## GOAL OF THE EXERCISE
Can you print the data exactly and leave out each image?

## INFORMATION SUPPLIED

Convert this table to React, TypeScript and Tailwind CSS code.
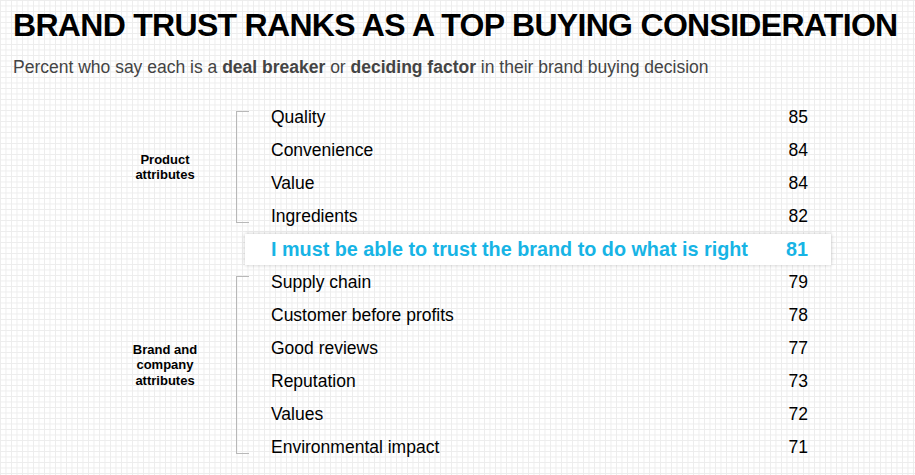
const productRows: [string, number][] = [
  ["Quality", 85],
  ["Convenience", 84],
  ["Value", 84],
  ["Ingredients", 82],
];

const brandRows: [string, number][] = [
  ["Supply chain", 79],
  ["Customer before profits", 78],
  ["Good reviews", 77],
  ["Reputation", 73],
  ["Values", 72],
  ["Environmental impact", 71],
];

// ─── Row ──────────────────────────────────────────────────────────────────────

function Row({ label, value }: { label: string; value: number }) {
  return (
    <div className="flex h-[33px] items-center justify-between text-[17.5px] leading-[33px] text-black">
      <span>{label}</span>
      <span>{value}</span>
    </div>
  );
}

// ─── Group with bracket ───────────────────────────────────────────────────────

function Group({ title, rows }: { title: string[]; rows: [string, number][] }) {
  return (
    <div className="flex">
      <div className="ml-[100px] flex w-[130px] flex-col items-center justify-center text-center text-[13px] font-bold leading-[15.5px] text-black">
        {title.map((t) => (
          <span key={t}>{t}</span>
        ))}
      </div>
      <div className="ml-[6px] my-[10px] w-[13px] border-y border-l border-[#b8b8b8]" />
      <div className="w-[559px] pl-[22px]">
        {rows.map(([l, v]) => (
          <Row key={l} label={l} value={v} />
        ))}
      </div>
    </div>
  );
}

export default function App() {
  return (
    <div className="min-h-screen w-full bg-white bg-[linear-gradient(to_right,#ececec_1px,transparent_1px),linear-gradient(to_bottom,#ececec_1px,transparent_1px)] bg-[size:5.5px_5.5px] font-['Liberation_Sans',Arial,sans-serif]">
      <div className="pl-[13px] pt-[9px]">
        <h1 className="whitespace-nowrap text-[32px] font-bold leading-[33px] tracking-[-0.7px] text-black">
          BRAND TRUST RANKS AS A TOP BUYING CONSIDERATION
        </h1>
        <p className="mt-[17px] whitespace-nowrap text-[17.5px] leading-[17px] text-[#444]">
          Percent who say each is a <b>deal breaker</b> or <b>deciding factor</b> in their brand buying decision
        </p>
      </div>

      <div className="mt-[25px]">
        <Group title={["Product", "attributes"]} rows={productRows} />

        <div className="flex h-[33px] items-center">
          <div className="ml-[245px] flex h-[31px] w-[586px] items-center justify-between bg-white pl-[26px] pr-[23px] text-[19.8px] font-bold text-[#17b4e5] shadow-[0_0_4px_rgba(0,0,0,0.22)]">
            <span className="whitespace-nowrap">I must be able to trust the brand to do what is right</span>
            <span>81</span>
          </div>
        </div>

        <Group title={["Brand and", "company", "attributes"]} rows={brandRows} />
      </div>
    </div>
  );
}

## FINAL RESULT
Convert this table to React, TypeScript and Tailwind CSS code.
const productRows: [string, number][] = [
  ["Quality", 85],
  ["Convenience", 84],
  ["Value", 84],
  ["Ingredients", 82],
];

const brandRows: [string, number][] = [
  ["Supply chain", 79],
  ["Customer before profits", 78],
  ["Good reviews", 77],
  ["Reputation", 73],
  ["Values", 72],
  ["Environmental impact", 71],
];

// ─── Row ──────────────────────────────────────────────────────────────────────

function Row({ label, value }: { label: string; value: number }) {
  return (
    <div className="flex h-[33px] items-center justify-between text-[17.5px] leading-[33px] text-black">
      <span>{label}</span>
      <span>{value}</span>
    </div>
  );
}

// ─── Group with bracket ───────────────────────────────────────────────────────

function Group({ title, rows }: { title: string[]; rows: [string, number][] }) {
  return (
    <div className="flex">
      <div className="ml-[100px] flex w-[130px] flex-col items-center justify-center text-center text-[13px] font-bold leading-[15.5px] text-black">
        {title.map((t) => (
          <span key={t}>{t}</span>
        ))}
      </div>
      <div className="ml-[6px] my-[10px] w-[13px] border-y border-l border-[#b8b8b8]" />
      <div className="w-[559px] pl-[22px]">
        {rows.map(([l, v]) => (
          <Row key={l} label={l} value={v} />
        ))}
      </div>
    </div>
  );
}

export default function App() {
  return (
    <div className="min-h-screen w-full bg-white bg-[linear-gradient(to_right,#ececec_1px,transparent_1px),linear-gradient(to_bottom,#ececec_1px,transparent_1px)] bg-[size:5.5px_5.5px] font-['Liberation_Sans',Arial,sans-serif]">
      <div className="pl-[13px] pt-[9px]">
        <h1 className="whitespace-nowrap text-[32px] font-bold leading-[33px] tracking-[-0.7px] text-black">
          BRAND TRUST RANKS AS A TOP BUYING CONSIDERATION
        </h1>
        <p className="mt-[17px] whitespace-nowrap text-[17.5px] leading-[17px] text-[#444]">
          Percent who say each is a <b>deal breaker</b> or <b>deciding factor</b> in their brand buying decision
        </p>
      </div>

      <div className="mt-[25px]">
        <Group title={["Product", "attributes"]} rows={productRows} />

        <div className="flex h-[33px] items-center">
          <div className="ml-[245px] flex h-[31px] w-[586px] items-center justify-between bg-white pl-[26px] pr-[23px] text-[19.8px] font-bold text-[#17b4e5] shadow-[0_0_4px_rgba(0,0,0,0.22)]">
            <span className="whitespace-nowrap">I must be able to trust the brand to do what is right</span>
            <span>81</span>
          </div>
        </div>

        <Group title={["Brand and", "company", "attributes"]} rows={brandRows} />
      </div>
    </div>
  );
}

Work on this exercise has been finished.